Prompt: Keep only those lines of the records that include the string "page".

--- Start Record excerpts ---

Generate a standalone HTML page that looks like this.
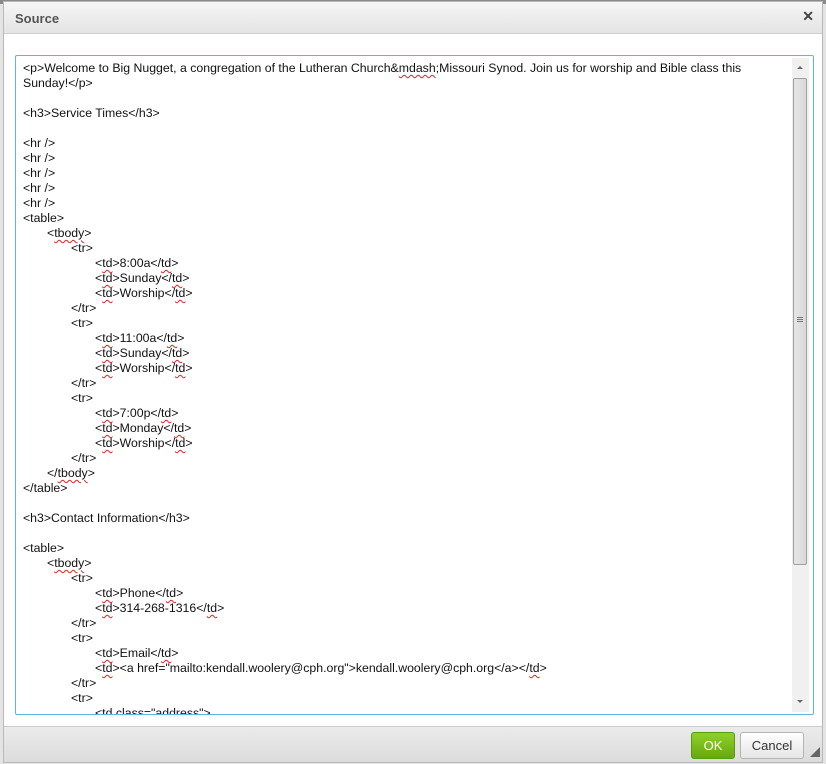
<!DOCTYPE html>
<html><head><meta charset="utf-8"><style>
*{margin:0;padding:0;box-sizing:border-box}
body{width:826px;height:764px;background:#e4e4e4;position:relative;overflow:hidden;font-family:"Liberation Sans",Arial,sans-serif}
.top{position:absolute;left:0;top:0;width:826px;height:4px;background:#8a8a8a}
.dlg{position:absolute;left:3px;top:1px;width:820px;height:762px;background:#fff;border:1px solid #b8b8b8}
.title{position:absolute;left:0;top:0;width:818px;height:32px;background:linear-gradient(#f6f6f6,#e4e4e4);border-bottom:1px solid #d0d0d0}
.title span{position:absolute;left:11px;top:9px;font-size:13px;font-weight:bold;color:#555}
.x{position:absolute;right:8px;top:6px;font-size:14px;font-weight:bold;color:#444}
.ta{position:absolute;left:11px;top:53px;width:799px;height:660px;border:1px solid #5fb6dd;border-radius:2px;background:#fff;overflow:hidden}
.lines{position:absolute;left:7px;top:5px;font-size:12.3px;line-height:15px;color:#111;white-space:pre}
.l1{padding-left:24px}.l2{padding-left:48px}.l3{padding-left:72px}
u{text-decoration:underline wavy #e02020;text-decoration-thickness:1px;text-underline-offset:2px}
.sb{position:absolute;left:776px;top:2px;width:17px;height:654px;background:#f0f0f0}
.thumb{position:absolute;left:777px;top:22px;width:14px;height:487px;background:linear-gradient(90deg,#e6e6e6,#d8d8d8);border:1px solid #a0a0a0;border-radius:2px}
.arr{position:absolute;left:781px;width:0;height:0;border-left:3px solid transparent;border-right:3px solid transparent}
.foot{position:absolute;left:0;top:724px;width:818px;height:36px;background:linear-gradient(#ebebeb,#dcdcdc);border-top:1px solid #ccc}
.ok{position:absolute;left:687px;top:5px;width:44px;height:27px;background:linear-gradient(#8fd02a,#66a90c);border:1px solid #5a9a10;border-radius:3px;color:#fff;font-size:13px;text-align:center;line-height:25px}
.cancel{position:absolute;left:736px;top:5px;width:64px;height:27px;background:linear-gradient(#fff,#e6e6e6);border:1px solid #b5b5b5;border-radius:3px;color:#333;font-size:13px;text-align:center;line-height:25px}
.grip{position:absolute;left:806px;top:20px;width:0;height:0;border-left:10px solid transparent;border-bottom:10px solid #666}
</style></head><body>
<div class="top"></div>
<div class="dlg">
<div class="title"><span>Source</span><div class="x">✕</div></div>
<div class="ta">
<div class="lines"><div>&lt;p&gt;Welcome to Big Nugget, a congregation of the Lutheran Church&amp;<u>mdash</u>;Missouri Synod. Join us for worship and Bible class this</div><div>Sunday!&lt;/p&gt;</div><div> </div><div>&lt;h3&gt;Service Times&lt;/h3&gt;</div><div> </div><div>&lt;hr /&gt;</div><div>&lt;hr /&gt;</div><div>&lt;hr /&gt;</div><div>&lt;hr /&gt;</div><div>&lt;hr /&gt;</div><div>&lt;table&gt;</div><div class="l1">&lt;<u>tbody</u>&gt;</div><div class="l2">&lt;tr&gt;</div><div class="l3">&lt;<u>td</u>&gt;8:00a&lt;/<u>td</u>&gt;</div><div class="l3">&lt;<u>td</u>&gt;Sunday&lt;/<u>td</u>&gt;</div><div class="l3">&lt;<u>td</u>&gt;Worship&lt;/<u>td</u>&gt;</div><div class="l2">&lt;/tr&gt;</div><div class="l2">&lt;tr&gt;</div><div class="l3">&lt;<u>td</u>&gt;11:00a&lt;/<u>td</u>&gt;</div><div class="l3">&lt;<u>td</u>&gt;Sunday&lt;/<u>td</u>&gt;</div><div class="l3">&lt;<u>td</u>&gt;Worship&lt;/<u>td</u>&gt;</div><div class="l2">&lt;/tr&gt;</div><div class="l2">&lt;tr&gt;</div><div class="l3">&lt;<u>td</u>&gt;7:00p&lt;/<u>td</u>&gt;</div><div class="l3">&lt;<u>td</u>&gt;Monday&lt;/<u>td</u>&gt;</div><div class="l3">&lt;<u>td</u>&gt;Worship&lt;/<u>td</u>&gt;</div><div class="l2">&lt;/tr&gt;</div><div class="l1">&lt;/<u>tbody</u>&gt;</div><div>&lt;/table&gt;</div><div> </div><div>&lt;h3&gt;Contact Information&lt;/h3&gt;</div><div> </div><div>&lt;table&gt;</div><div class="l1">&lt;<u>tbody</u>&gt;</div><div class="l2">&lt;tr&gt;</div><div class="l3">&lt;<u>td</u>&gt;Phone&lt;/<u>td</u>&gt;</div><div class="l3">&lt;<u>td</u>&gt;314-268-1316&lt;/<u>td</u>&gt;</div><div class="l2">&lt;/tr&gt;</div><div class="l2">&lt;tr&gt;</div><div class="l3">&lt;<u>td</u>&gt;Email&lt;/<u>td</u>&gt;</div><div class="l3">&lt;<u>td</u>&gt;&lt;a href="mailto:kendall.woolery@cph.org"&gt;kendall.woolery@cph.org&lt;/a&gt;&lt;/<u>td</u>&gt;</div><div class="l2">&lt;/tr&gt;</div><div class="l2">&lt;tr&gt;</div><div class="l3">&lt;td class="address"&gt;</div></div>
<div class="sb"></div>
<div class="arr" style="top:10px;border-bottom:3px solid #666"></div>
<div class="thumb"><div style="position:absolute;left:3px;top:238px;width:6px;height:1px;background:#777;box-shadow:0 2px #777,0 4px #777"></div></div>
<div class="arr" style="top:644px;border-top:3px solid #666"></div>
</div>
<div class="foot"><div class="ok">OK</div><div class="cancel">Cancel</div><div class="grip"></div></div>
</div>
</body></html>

--- End Record excerpts ---
--- Start Record excerpts ---

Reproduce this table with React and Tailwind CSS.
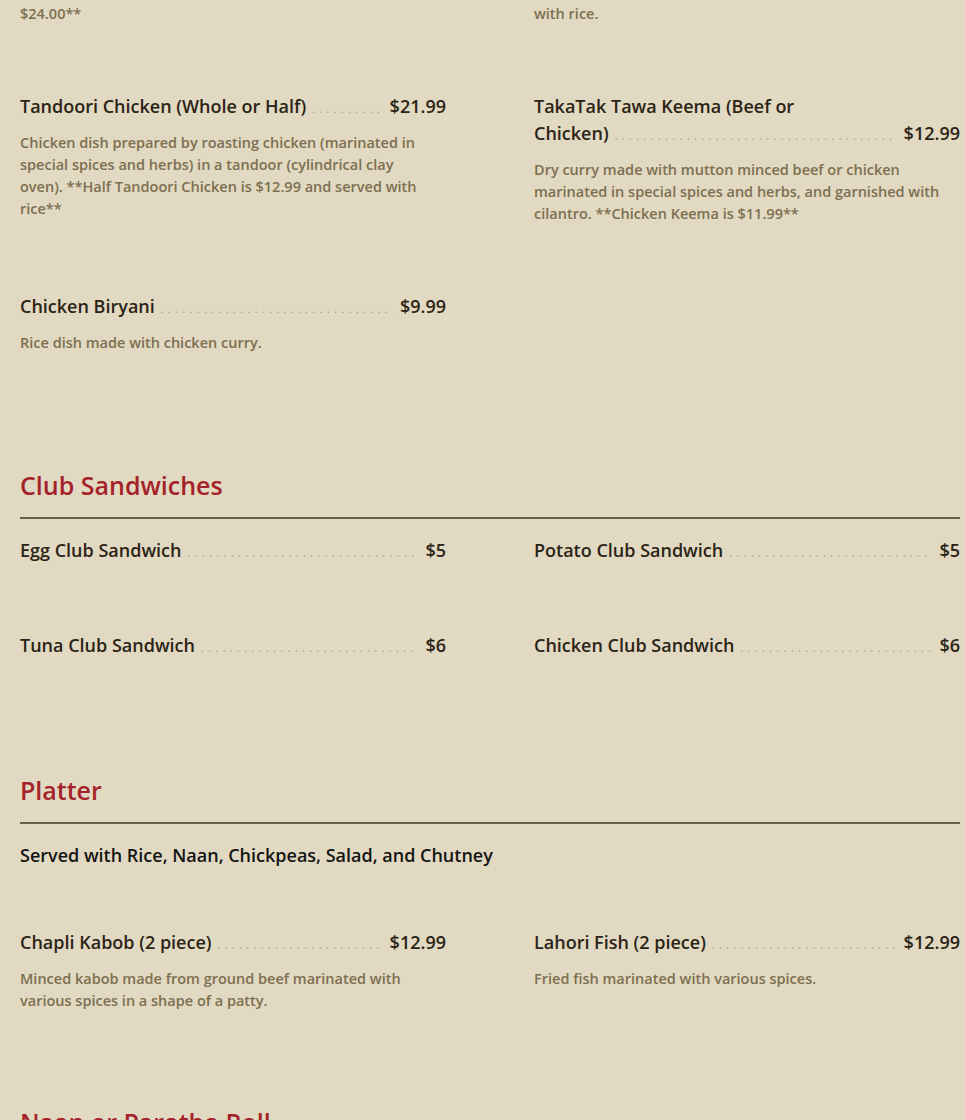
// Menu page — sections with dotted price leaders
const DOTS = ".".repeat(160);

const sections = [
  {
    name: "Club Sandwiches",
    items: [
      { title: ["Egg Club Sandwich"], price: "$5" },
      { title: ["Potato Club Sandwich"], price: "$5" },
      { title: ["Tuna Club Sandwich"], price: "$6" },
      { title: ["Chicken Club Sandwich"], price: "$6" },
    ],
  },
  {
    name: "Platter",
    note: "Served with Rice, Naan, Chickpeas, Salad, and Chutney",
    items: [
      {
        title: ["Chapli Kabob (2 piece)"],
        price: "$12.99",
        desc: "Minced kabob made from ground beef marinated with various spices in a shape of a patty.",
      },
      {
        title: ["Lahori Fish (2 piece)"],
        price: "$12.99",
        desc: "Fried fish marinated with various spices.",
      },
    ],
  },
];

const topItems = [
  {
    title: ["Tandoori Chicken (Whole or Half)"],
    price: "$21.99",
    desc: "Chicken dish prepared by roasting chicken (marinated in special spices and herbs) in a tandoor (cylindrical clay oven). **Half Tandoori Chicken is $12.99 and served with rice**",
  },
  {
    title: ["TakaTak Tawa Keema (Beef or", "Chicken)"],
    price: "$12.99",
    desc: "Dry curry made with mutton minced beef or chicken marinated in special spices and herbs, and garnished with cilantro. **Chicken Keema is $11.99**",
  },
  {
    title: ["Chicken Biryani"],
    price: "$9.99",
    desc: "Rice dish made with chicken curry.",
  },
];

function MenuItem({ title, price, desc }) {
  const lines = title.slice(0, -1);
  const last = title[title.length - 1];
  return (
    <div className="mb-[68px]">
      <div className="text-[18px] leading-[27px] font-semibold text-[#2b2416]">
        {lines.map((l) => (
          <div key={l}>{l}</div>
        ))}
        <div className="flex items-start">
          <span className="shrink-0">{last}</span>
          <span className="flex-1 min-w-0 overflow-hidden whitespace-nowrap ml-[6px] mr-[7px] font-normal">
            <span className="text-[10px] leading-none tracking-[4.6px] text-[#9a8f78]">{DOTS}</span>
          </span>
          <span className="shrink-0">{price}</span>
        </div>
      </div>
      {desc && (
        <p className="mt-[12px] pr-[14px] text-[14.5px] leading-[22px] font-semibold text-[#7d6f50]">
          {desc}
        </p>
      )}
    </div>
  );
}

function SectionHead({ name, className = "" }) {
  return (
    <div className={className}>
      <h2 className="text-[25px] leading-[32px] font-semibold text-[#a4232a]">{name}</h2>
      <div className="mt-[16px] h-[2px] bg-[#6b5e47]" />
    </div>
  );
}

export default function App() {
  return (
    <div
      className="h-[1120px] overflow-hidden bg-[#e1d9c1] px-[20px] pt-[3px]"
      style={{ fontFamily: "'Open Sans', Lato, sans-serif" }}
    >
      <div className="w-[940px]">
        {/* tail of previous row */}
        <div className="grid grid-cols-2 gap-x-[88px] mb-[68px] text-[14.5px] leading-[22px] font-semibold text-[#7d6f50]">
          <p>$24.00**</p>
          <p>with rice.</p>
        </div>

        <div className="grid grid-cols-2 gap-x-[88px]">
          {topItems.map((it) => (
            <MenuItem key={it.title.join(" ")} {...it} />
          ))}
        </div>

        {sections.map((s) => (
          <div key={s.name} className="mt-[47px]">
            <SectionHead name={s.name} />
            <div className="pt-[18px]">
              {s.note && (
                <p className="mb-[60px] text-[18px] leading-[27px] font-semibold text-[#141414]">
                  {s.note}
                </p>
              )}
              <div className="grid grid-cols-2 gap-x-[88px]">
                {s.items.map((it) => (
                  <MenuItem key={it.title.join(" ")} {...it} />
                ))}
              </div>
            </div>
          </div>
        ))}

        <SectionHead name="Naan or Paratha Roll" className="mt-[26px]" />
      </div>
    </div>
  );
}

--- End Record excerpts ---

Exercise response:
Generate a standalone HTML page that looks like this.
// Menu page — sections with dotted price leaders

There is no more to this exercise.